- **Provided material**:
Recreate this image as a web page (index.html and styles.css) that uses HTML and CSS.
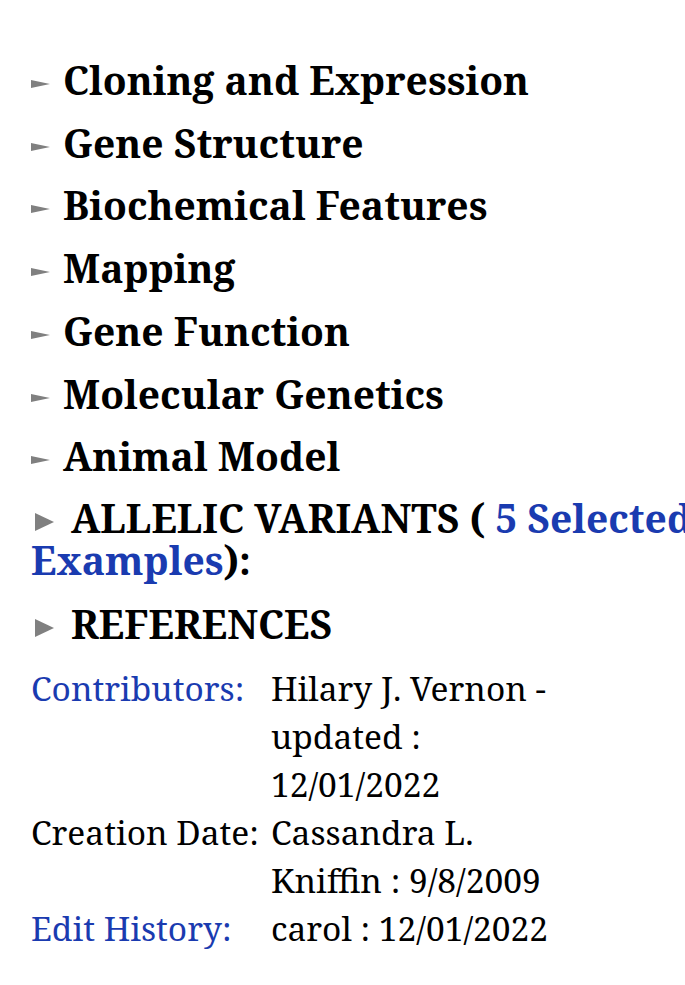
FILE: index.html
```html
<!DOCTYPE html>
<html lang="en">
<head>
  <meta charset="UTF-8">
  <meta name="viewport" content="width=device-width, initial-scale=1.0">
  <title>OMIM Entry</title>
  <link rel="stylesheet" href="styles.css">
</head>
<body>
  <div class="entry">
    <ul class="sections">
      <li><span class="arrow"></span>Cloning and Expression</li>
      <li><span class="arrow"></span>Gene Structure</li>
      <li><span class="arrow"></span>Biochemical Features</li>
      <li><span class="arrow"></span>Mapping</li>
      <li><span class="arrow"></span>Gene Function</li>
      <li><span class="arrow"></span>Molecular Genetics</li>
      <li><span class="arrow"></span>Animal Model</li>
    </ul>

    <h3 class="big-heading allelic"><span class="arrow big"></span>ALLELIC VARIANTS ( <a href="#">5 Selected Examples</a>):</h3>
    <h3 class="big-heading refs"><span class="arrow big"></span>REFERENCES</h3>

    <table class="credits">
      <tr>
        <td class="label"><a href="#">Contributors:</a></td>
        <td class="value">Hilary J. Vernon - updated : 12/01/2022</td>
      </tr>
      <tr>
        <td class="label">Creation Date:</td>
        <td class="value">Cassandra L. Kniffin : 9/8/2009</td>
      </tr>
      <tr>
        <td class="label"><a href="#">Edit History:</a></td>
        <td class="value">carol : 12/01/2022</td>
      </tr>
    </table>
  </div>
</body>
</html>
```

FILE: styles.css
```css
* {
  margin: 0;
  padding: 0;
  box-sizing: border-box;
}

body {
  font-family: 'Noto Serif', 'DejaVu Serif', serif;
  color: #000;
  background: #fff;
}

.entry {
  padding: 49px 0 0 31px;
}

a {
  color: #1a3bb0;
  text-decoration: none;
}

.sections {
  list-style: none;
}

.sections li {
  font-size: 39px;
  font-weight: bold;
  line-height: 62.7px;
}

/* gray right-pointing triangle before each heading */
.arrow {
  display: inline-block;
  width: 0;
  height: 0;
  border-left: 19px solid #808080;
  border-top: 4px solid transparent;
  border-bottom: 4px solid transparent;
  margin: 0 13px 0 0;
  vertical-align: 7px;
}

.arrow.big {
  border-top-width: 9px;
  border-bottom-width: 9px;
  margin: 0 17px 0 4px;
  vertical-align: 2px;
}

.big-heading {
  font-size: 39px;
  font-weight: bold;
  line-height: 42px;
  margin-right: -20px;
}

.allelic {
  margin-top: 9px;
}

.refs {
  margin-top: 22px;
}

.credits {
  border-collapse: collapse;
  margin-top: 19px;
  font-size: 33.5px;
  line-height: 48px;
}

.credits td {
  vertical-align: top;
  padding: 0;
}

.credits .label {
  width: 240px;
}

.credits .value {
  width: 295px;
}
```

- **Problem to work on**:
Using the listing above, pull out all lines that hold the word "styles".

- **Result below**:
Recreate this image as a web page (index.html and styles.css) that uses HTML and CSS.
  <link rel="stylesheet" href="styles.css">
FILE: styles.css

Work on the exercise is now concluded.